Una delle ragioni per le quali verrete ricordati nella storia del metal è che avete innovato e trasceso il black metal, inventando così praticamente un nuovo sottogenere. Molte band hanno seguito i vostri passi, alcuni prendendo ispirazione dal vostro sound, altri copiandolo direttamente. Qual è la vostra opinione sul genere al quale avete dato il via? È troppo derivativo o apprezzate/ascoltate le band che lo suonano?
Non c’era un piano generale dietro la nostra musica ma, guardandoci indietro oggi, la cosa è piuttosto divertente: di solito la decisione di dare la priorità alle tastiere e alle batterie campionate è la morte di una band metal, o per lo meno è ciò che sancisce il suo esilio nella musica kitsch, come il gothic metal. Credo che l’accettazione di questo processo sia merito di Burzum. L’idea che una band possa avere due facce, una metal e l’altra ambient, è ottima. Noi abbiamo semplicemente unito le due e abbiamo creato qualcosa di nostro.

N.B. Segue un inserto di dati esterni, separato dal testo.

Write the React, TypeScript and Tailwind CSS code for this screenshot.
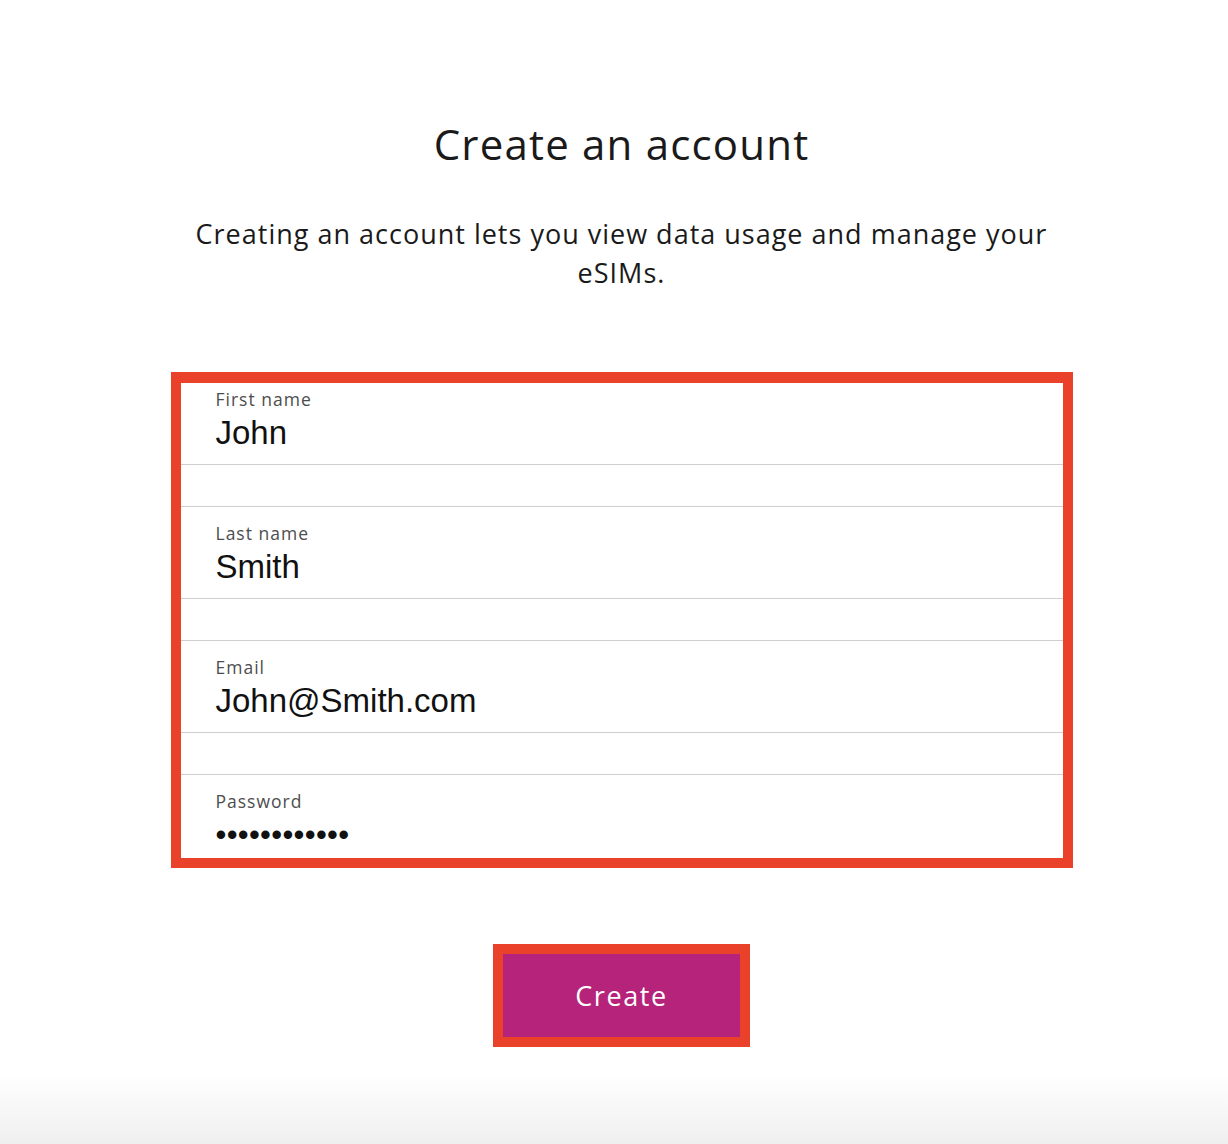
import React from "react";

const fields = [
  { label: "First name", value: "John" },
  { label: "Last name", value: "Smith" },
  { label: "Email", value: "John@Smith.com" },
  { label: "Password", value: "••••••••••••", dots: true },
];

export default function App() {
  return (
    <div className="relative min-h-[1144px] w-full bg-white overflow-hidden" style={{ fontFamily: '"Open Sans", "Noto Sans", sans-serif' }}>
      <div className="flex flex-col items-center pl-[15px] pt-[119px]">
        <h1 className="text-[42px] leading-[50px] font-normal text-[#1a1a1a] tracking-[1.2px]">Create an account</h1>
        <p className="mt-[45px] text-center text-[27px] leading-[39px] text-[#1a1a1a] tracking-[1px]">
          Creating an account lets you view data usage and manage your
          <br />
          eSIMs.
        </p>
        <div className="mt-[80px] w-[902px] h-[496px] border-[10px] border-t-[11px] border-[#e9412a] overflow-hidden">
          <div className="-mt-[11px] flex flex-col gap-[41px]">
            {fields.map((f) => (
              <div key={f.label} className="h-[93px] shrink-0 border-y border-[#cfcfcf] pl-[35px] pt-[15px]">
                <div className="text-[17.5px] leading-[22px] text-[#4d4d4d] tracking-[1px]">{f.label}</div>
                <div
                  className={
                    f.dots
                      ? "mt-[6px] text-[31px] leading-[34px] tracking-[0.3px] text-[#111111]"
                      : "mt-[6px] text-[33px] leading-[34px] text-[#111111]"
                  }
                  style={{ fontFamily: '"Liberation Sans", Arial, sans-serif' }}
                >
                  {f.value}
                </div>
              </div>
            ))}
          </div>
        </div>
        <div className="mt-[76px] border-[10px] border-[#e9412a]">
          <button className="w-[237px] h-[83px] pt-[2px] bg-[#b5247a] text-white text-[27px] tracking-[1.6px] flex items-center justify-center">
            Create
          </button>
        </div>
      </div>
      <div className="absolute bottom-0 left-0 right-0 h-[70px] bg-gradient-to-b from-white to-[#efefef]" />
    </div>
  );
}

Ovviamente per noi è un onore quello di ispirare le nuove generazioni, e sono piuttosto sicuro che un giorno qualcuna tra queste band raccoglierà il nostro testimone e lo porterà in nuovi territori musicali.
Silenius, nel 2011 hai avuto un infarto e non oso nemmeno immaginare come sia stata l’esperienza. Questo avvenimento ha cambiato in qualche modo il tuo/vostro approccio alla musica e ai Summoning?
Non ha cambiato il mio approccio ai Summoning, ma in quel periodo mi ha decisamente dato la spinta per ricominciare a comporre per la band. Prima avevo perso interesse e per me erano diventati più importanti i Kreuzweg Ost, per esempio. Oltre a ciò bevevo anche molto alcol, il che mi aveva reso pigro e improduttivo, proprio come Theoden sotto l’incantesimo di Saruman.
L’infarto mi ha colpito al ristorante. Non è stato molto doloroso, è stato piuttosto come una pressione contro il cuore. All’inizio pensavo che fosse un nervo schiacciato e avrei voluto semplicemente andare a casa e farmi una dormita. Per fortuna non l’ho fatto, perché altrimenti sarei morto. Ho avuto la fortuna di arrivare all’ospedale velocemente e di essere operato subito. Grazie a ciò non ho subito danni permanenti ed ora posso andare a correre in montagna come una volta. Se la cosa fosse successa qualche ora prima, quando ero nel bosco, ora non sarei seduto qui a fare quest’intervista…
Quanto è importante per voi il fatto di essere quasi anonimi? Sappiamo come vi chiamate e all’incirca di dove siete, ma niente di più: non pubblicate vostre foto e non siete attivi sui social media. È una scelta artistica per mantenere un’aura di mistero o è semplicemente un modo per proteggere la vostra vita privata?
Agli albori del movimento black metal era la norma scattare foto poco chiare e misteriose per creare una certa immagine intorno alla musica. Noi copiavamo semplicemente i nostri eroi ma, quando il black metal divenne popolare e poi commerciale, improvvisamente tutti i protagonisti della scena vollero mostrarsi pubblicamente o diventare famosi o chissà che altro. Noi non seguimmo questo cambiamento e rimanemmo anonimi. Tra l’altro la cosa ha anche un piacevole effetto collaterale: mentre nelle loro foto tutte le altre band invecchiano, noi rimaniamo giovani!
Ok, finiamo l’intervista con una domanda un po’ scema: cosa ne pensate del fatto che Shakira ha plagiato ‘The Passing Of The Grey Company’ con la tromba all’inizio della sua famosa canzone ‘Hips Don’t Lie’?
Mi ricordo che la gente menzionava questa cosa di tanto in tanto, ma mi sono sempre dimenticato di ascoltare la canzone. Ora lo faccio!
Per finire, scherzi a parte: grazie per il vostro tempo e per tutta la vostra stupenda musica. Avete dato a moltissime persone la possibilità di sognare e di fuggire in un mondo fantastico, e per questo vi saremo sempre grati.
Grazie! Grazie per l’intervista e up the hammers per i nostri fan in Italia!